For the next two years, he continued to act as a one-man operation, hiring freelancers when necessary and learning more about the trade. Then he discovered SCIP, and became the coordinator for the organization's Wisconsin chapter.

"Things really took off once I became involved in SCIP," he says. "In 1997, Aurora had just one employee: me. Now I've got a full-time staff of intelligence liaisons and analysts, and about 200 contract specialists who work on freelance projects."

To put their clients on the road to market hegemony, Johnson and his team offer a series of services, most of which center around collecting raw information and then transforming it into intelligence. This requires examining the client's business strategies and looking through all data about competitors, customers, and suppliers to find out where threats and opportunities exist.

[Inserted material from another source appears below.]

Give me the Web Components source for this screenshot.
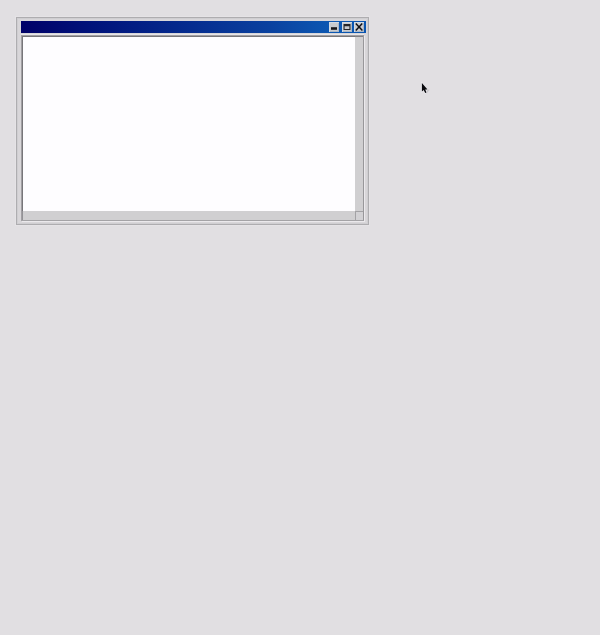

"Analysis is the real key," Johnson says. "You can collect 200 pages worth of information for a client, covering markets, specific competitors, technology advances, and so on. But no CEO wants to read 200 pages. They want to see a report that's about a half-page long, telling them what to do or giving them a playbook of options."

Still, few CEOs would follow Aurora's recommendations unless they knew that the 200 pages of data existed to back up those plans. Collecting that information is the work of Johnson's team of salaried and freelance analysts.

There are two ways to go about collecting intelligence, Johnson says: primary and secondary research. Secondary research comes from explicit, publicly available documents. It means reading newspaper and magazine articles, conducting Web searches, examining credit reports, and searching through patent applications. "Basically," says Johnson, "a five-year-old could get this stuff."

But though secondary research may be relatively easy to obtain, such data has its advantages. First, it runs no risk of violating trade secrecy laws or even codes of ethics. Second, as it's been published in one form or another, a CI operative can assume it's likely to be accurate and can use it to confirm information found in other sources. And third, secondary intelligence tends to highlight the people who should be targeted in primary research efforts.

Primary research is where the questions of legitimacy and ethics enter the process. This is the collection of information that isn't in the public domain. It requires talking to actual people and trying to cajole them into giving you an inside scoop while you give up virtually nothing in return. In order to get the data they're looking for, CI operatives have to seem open and friendly. But in order to protect their clients, they can't reveal any of the reasons why they're collecting information or to whom it will go.

"It's called telephone elicitation, which I admit sounds kind of shady," says Johnson. "But the golden rule is never tell a lie to an interview subject — which isn't exactly the same as telling the whole truth."

This, he says, is one of the best reasons to hire a CI firm to collect intelligence. While an engineer at GM, for instance, might not talk about management structure or new engine designs to someone calling from Ford, there's a better chance that he or she would speak to a researcher from a firm with the innocuous name of Aurora Worldwide Development.